Say how many lines of the listing below contain "inline", giving the number and nothing else.

Data excerpt >>

---

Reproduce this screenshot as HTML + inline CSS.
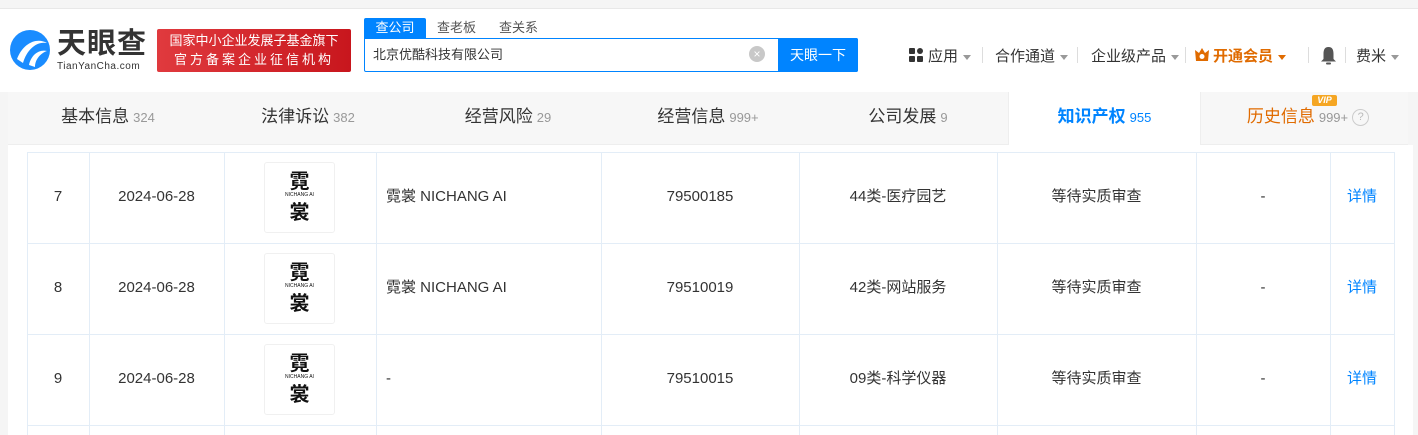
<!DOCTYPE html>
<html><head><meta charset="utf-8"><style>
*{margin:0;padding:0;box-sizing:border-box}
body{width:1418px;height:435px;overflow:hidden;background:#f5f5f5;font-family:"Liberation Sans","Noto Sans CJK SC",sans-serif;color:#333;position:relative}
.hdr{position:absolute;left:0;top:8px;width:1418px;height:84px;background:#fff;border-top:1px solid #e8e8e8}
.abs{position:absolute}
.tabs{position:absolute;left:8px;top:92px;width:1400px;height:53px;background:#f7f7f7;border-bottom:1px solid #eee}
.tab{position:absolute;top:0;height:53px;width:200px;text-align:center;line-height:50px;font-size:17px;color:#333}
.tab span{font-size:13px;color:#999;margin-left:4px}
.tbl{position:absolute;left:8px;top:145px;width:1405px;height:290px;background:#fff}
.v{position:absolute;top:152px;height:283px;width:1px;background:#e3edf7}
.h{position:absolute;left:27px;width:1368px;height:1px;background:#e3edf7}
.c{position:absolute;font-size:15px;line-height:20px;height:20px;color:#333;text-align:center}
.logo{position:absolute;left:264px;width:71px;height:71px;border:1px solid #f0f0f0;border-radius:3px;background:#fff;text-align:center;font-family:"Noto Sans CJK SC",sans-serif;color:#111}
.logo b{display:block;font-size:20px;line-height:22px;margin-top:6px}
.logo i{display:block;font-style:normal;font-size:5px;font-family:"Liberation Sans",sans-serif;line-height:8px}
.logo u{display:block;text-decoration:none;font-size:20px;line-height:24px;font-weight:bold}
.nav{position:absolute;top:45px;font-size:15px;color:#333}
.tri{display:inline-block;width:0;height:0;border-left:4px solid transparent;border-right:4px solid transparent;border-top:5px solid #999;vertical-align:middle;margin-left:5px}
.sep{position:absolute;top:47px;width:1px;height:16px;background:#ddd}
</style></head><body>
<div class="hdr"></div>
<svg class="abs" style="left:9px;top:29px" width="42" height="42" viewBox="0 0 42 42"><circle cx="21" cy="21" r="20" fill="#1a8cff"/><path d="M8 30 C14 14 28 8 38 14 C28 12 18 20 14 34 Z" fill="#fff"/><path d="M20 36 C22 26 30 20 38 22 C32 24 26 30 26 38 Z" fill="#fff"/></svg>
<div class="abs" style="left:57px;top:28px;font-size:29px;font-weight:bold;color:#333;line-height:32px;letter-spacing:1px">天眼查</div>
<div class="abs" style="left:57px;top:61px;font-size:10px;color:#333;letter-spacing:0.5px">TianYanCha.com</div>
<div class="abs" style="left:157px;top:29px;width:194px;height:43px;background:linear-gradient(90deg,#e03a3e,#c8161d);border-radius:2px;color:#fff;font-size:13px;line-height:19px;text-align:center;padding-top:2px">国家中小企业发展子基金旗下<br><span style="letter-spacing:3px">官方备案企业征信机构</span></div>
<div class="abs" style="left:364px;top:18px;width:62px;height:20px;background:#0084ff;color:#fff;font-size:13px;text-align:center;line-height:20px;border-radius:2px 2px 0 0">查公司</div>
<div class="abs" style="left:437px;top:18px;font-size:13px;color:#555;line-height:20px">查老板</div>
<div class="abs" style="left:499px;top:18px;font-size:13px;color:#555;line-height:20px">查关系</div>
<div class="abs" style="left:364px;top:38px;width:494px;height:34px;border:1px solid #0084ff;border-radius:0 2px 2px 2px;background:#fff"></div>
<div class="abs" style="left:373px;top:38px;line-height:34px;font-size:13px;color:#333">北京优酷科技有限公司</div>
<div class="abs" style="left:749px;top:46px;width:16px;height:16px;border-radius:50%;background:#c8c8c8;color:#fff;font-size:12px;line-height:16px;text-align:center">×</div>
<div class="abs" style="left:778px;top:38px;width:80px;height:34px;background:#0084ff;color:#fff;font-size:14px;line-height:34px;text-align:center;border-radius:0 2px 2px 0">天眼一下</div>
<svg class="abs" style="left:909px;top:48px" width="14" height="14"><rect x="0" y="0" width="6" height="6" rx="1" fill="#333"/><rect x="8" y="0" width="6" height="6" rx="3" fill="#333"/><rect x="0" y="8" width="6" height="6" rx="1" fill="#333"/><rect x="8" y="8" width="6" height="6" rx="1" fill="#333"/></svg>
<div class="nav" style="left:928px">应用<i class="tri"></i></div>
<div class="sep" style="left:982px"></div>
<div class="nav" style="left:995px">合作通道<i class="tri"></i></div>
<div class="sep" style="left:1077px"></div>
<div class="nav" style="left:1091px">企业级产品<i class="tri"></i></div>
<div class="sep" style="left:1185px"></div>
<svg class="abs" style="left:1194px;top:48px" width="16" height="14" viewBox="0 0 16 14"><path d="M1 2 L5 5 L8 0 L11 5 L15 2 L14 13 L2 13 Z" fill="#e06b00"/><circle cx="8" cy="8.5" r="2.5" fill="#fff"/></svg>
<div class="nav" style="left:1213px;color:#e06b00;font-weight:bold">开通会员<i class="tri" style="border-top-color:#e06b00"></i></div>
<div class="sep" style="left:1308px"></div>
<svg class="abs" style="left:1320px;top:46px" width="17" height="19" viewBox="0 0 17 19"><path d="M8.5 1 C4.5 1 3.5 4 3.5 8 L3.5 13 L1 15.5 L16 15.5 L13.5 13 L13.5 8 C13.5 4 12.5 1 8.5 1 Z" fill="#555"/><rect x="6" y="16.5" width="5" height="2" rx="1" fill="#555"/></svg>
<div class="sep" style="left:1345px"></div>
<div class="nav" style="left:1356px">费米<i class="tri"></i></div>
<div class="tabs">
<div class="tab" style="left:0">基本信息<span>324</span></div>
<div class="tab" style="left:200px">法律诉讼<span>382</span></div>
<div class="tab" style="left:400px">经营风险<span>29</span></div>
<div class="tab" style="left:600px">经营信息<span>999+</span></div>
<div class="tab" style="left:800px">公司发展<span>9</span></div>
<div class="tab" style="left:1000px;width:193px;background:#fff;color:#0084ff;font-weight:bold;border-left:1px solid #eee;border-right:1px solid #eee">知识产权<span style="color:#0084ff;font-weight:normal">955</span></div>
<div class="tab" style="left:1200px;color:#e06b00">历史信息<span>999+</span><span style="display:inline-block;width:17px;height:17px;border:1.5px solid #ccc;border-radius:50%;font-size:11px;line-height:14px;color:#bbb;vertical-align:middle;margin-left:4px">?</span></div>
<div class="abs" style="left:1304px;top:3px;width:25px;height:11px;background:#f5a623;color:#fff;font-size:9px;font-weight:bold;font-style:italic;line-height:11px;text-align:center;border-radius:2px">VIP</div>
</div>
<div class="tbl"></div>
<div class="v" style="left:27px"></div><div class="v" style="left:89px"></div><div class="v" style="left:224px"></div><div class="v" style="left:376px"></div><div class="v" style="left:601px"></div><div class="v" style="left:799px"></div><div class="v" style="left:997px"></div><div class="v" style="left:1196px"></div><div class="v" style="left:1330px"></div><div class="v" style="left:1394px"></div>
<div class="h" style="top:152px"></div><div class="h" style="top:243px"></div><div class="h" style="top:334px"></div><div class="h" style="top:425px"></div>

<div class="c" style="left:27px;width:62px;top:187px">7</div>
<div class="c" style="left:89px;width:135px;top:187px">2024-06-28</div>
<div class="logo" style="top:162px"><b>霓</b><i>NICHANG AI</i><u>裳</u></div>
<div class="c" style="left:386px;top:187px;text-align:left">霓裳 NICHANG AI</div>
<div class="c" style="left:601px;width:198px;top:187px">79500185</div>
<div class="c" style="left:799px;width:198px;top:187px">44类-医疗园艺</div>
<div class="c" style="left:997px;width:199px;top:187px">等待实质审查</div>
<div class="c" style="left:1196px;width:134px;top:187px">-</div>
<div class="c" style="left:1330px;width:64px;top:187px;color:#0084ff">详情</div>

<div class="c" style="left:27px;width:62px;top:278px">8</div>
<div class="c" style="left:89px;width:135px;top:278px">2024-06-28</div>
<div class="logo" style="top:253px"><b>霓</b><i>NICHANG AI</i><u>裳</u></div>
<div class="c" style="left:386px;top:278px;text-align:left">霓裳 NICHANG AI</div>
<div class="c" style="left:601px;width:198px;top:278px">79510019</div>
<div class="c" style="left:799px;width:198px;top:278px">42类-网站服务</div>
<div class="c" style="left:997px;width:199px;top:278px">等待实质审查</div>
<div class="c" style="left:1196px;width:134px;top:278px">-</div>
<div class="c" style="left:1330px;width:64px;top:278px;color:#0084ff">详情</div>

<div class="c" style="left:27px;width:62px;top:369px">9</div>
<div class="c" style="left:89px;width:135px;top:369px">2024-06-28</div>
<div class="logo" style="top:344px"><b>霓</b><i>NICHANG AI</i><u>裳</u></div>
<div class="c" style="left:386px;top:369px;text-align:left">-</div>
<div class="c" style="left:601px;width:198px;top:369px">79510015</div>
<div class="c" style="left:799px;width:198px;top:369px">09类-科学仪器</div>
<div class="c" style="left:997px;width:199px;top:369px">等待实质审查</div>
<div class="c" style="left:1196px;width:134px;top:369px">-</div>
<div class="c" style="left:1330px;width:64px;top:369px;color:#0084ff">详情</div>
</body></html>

---

Task result >> 3